Rio Tinto and Glencore have confirmed they are in preliminary discussions over a potential deal that could create the world’s largest mining company, with a combined market value exceeding $200 billion.

The talks mark a renewed attempt at consolidation in a sector being reshaped by surging demand for copper and other critical metals.

Both companies said on Friday that they that they were in “preliminary discussions” about a “possible combination of some or all of their businesses, which could include an all-share merger”.

“The parties’ current expectation is that any merger transaction would be effected through the acquisition of Glencore by Rio Tinto by way of a court-sanctioned scheme of arrangement,” Rio Tinto said in a statement.

“There can be no certainty that an offer will be made or as to the terms of any such offer, should one be made.”

The announcement sent Glencore shares up nearly 9%, pushing them to their highest level since July 2024, while Rio Tinto’s stock fell sharply, reflecting investor caution over the scale and complexity of a potential deal.

A return of megadeals after years of restraint

The renewed talks underscore a shift in thinking among mining executives, who for much of the past decade avoided large acquisitions after a wave of expensive deals during the China-driven commodities boom left investors nursing losses.

At the time, shareholders pushed miners to prioritise capital discipline, dividends, and share buybacks over empire-building.

Now, however, fears that existing project pipelines are insufficient to meet future demand have brought dealmaking back into favour.

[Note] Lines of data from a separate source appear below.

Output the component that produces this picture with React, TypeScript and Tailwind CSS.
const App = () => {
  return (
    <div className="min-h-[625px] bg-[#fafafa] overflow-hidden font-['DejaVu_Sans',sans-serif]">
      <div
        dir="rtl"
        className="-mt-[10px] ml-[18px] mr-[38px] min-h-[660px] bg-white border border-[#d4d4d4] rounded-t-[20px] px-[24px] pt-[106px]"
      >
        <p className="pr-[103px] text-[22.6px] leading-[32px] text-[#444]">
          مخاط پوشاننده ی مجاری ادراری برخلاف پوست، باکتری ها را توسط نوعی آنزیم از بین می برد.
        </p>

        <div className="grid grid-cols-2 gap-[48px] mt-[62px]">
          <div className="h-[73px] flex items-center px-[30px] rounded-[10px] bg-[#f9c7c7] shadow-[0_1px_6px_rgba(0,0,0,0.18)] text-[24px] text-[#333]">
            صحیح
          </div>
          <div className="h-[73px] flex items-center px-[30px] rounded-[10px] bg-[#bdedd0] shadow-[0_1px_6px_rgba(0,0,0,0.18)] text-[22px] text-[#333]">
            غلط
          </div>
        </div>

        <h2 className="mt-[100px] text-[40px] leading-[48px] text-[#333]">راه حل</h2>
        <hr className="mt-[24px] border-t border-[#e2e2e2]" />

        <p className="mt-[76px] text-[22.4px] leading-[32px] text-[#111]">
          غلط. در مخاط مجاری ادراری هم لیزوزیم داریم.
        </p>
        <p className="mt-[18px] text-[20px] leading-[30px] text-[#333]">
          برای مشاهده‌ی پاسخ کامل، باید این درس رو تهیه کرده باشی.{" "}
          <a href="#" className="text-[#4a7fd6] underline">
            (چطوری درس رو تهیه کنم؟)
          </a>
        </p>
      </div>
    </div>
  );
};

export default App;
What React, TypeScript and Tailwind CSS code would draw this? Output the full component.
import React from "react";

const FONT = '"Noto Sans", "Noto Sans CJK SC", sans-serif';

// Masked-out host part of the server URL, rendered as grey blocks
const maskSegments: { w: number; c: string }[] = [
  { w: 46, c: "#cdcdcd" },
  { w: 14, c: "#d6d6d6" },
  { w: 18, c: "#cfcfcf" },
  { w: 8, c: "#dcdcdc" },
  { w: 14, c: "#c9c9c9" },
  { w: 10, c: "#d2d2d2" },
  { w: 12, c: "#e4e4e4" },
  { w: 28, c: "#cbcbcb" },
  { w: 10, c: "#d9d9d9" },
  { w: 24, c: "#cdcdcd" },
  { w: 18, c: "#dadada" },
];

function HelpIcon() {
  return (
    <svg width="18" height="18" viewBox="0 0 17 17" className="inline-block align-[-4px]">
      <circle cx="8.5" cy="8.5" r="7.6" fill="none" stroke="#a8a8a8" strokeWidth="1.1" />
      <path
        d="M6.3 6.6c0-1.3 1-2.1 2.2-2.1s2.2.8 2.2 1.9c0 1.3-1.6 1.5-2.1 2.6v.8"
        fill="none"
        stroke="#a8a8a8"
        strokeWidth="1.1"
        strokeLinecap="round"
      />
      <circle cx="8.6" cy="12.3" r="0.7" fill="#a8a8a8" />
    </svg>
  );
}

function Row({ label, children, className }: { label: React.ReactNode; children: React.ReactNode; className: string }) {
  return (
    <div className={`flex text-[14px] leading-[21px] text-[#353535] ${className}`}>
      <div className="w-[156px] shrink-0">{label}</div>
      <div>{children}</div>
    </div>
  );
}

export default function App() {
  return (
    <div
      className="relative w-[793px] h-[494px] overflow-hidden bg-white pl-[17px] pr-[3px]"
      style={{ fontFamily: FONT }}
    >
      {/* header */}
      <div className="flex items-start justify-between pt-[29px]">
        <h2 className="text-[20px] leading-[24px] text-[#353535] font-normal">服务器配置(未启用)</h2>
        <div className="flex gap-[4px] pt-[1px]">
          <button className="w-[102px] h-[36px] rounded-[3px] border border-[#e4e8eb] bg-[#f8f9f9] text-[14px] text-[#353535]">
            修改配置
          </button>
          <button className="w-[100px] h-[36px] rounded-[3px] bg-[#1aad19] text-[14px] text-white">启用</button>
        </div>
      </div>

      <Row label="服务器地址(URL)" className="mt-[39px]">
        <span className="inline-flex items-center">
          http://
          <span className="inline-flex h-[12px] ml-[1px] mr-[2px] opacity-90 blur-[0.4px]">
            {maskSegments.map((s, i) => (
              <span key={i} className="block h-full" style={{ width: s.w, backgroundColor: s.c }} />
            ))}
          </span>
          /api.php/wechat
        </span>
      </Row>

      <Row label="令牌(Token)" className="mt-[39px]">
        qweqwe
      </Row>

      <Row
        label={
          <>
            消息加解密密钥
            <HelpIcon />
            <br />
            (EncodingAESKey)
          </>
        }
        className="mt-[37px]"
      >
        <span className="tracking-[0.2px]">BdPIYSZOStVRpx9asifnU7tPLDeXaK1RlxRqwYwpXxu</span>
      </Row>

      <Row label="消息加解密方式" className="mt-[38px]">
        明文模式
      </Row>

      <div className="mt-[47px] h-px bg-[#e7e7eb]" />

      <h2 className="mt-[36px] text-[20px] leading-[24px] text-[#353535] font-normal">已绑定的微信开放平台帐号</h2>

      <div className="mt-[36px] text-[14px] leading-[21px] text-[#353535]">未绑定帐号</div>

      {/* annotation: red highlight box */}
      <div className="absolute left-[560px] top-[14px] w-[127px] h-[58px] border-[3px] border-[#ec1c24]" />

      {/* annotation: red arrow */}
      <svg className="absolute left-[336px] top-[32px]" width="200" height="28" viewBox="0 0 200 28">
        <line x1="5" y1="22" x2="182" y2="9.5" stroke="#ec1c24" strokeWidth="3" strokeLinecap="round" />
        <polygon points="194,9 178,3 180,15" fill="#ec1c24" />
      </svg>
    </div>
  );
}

Jefferies analysts said the discussions between Rio Tinto and Glencore signal that mining megamergers are returning, driven by structural changes in global metals demand rather than cyclical price spikes.

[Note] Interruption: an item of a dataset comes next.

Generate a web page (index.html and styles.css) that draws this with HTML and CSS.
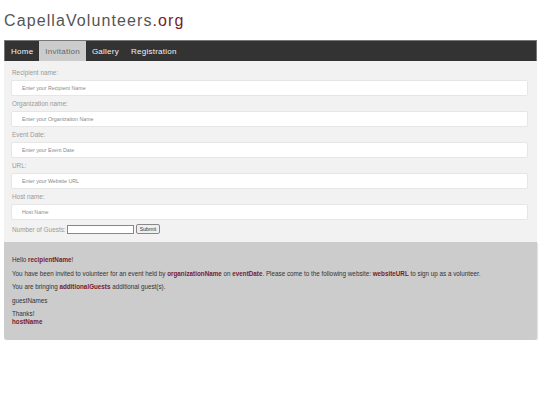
FILE: index.html
```html
<!DOCTYPE html>
<html>

<head>
	<meta charset="UTF-8">
	<title>CapellaVolunteers.org</title>
	<link rel="stylesheet" href="styles.css">
</head>

<body>
	<header class="site-title">CapellaVolunteers<span class="tld">.org</span></header>
	<nav class="menu">
		<a href="#">Home</a>
		<a href="#" class="active">Invitation</a>
		<a href="#">Gallery</a>
		<a href="#">Registration</a>
	</nav>
	<form class="invite-form">
		<label>Recipient name:</label>
		<input type="text" placeholder="Enter your Recipient Name">
		<label>Organization name:</label>
		<input type="text" placeholder="Enter your Organization Name">
		<label>Event Date:</label>
		<input type="text" placeholder="Enter your Event Date">
		<label>URL:</label>
		<input type="text" placeholder="Enter your Website URL">
		<label>Host name:</label>
		<input type="text" placeholder="Host Name">
		<div class="guests">
			<span>Number of Guests:</span>
			<input type="text" class="small">
			<button type="button">Submit</button>
		</div>
	</form>
	<section class="letter">
		<p>Hello <b>recipientName</b>!</p>
		<p>You have been invited to volunteer for an event held by <b>organizationName</b> on <b>eventDate</b>. Please come to the following website: <b>websiteURL</b> to sign up as a volunteer.</p>
		<p>You are bringing <b>additionalGuests</b> additional guest(s).</p>
		<p>guestNames</p>
		<p>Thanks!<br><b>hostName</b></p>
	</section>
</body>

</html>
```

FILE: styles.css
```css
body,
html {
	margin: 0;
	padding: 0;
	font-family: 'Liberation Sans', Arial, sans-serif;
	background: #FFFFFF;
}

* {
	box-sizing: border-box;
	outline: none;
}

body {
	padding: 0 3px 0 4px;
}

.site-title {
	height: 40px;
	padding-top: 12px;
	font-size: 16px;
	line-height: 18px;
	letter-spacing: 1.1px;
	color: #555555;
}

.site-title .tld {
	color: #7b1a2a;
}

.menu {
	display: flex;
	height: 21px;
	background: #333333;
	border: 1px solid #777777;
	border-bottom: 0 none;
}

.menu a {
	display: flex;
	align-items: center;
	padding: 0 6px;
	font-size: 8px;
	letter-spacing: .25px;
	color: #f4f4f4;
	text-decoration: none;
}

.menu a.active {
	background: #cccccc;
	color: #666666;
}

.invite-form {
	display: flex;
	flex-direction: column;
	background: #f2f2f2;
	padding: 8px 9px 8px 7px;
	margin: 0;
}

.invite-form label {
	display: block;
	font-size: 6.4px;
	line-height: 8px;
	color: #9a9a9a;
	margin: 0 0 3px 1px;
}

.invite-form input {
	height: 16px;
	margin: 0 0 4px;
	padding: 0 10px;
	border: 1px solid #e6e6e6;
	border-radius: 2px;
	background: #FFFFFF;
	font-family: 'Liberation Sans', Arial, sans-serif;
	font-size: 5.3px;
	color: #555555;
}

.invite-form input::placeholder {
	color: #8a8a8a;
}

.invite-form .guests {
	display: flex;
	align-items: center;
	height: 10px;
	font-size: 6.4px;
	color: #9a9a9a;
	margin: 0 0 0 1px;
}

.invite-form .guests span {
	margin-right: 1px;
}

.invite-form .guests input.small {
	width: 67px;
	height: 9px;
	margin: 0 2px 0 0;
	padding: 0 2px;
	border: 1px solid #888888;
	border-radius: 0;
}

.invite-form .guests button {
	height: 10px;
	padding: 0 3px;
	font-family: 'Liberation Sans', Arial, sans-serif;
	font-size: 5.3px;
	line-height: 8px;
	color: #333333;
	background: #efefef;
	border: 1px solid #888888;
	border-radius: 2px;
}

.letter {
	background: #cccccc;
	padding: 14px 8px 14px 8px;
	border-radius: 0 0 3px 3px;
	box-shadow: 1px 1px 1px #e2e2e2;
	font-size: 6.3px;
	line-height: 8px;
	color: #333333;
}

.letter p {
	margin: 0 0 5.5px;
}

.letter p:last-child {
	margin-bottom: 0;
}

.letter b {
	color: #7b1a2a;
}
```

Recent precedent supports that view.

In September, London-listed Anglo American completed a $53 billion merger with Canada’s Teck Resources, combining two major copper producers.

Earlier, BHP Group’s £39 billion approach for Anglo and Glencore’s £16.6 billion bid for Teck were both rejected, highlighting how contested the race for quality assets has become.

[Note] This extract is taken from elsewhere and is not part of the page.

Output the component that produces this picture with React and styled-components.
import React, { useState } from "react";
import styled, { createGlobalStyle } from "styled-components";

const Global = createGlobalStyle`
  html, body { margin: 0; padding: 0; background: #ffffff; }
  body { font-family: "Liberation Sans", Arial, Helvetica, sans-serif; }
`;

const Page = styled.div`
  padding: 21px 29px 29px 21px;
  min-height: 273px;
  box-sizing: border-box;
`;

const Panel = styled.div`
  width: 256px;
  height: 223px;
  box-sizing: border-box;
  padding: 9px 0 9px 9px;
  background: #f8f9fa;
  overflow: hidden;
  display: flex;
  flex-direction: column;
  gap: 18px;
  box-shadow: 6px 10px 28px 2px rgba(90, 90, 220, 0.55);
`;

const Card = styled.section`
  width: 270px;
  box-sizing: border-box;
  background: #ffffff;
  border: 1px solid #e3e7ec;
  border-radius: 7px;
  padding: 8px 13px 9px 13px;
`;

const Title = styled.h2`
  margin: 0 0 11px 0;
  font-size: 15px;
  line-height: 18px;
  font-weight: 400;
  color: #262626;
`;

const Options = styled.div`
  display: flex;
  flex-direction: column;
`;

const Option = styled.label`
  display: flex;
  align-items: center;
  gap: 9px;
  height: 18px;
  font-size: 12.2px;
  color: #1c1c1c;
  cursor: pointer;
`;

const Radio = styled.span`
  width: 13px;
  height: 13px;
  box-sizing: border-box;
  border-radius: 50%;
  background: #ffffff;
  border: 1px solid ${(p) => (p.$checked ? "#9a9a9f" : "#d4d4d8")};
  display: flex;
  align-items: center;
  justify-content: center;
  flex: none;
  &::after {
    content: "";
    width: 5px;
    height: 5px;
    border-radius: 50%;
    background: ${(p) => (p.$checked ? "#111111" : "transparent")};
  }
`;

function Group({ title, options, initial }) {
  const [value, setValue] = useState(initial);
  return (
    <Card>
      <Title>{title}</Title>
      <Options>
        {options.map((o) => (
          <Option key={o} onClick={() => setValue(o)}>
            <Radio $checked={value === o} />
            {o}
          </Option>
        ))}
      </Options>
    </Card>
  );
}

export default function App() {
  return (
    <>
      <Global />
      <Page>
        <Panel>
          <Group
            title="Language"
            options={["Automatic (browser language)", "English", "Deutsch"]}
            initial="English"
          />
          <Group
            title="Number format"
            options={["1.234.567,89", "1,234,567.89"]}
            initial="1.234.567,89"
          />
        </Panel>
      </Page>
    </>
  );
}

Copper sits at the heart of the talks

Copper is widely seen as the strategic prize behind the Rio-Glencore discussions.

Prices hit an all-time high above $13,300 a tonne this week, with analysts warning of a potential supply shortfall of up to 10 million tonnes by 2040 as demand accelerates from electric vehicles, renewable energy infrastructure, data centres, and artificial intelligence.

Rio Tinto exited the coal industry in 2018 and has been seeking to reduce its reliance on iron ore, which accounted for nearly 80% of its earnings as recently as 2024.

“A combined company without coal would make most of its money from copper, followed by iron ore and aluminium,” Jefferies said.

Berenberg analysts Richard Hatch and Jasper Mainwaring noted that Glencore has already begun preparing less-attractive units for potential divestment.

Its coal and ferroalloys businesses have been placed into a separate vehicle that could be spun off, a move that would make a combined entity more attractive from a decarbonisation perspective while sharpening its focus on copper.

RBC Capital Markets’ analyst Ben Davis said Glencore has been marketing itself for a sale for a while.

“Examples include exploring a carve-out of its less-desirable units and touting its copper potential.”

Glencore has been positioning itself as a copper-led growth company, with chief executive Gary Nagle saying in December that the group aims to become the world’s largest copper producer.

Currently the world’s sixth-largest producer of copper and the biggest listed coal miner, Glencore plans to lift output through projects including the development of the El Pachón copper mine in Argentina.

If completed, these initiatives would raise its annual copper production to about 1.6 million tonnes by 2035, nearly double current levels.

Possible deal structures and strategic hurdles

Several possible deal structures are being discussed by analysts, though all come with complications.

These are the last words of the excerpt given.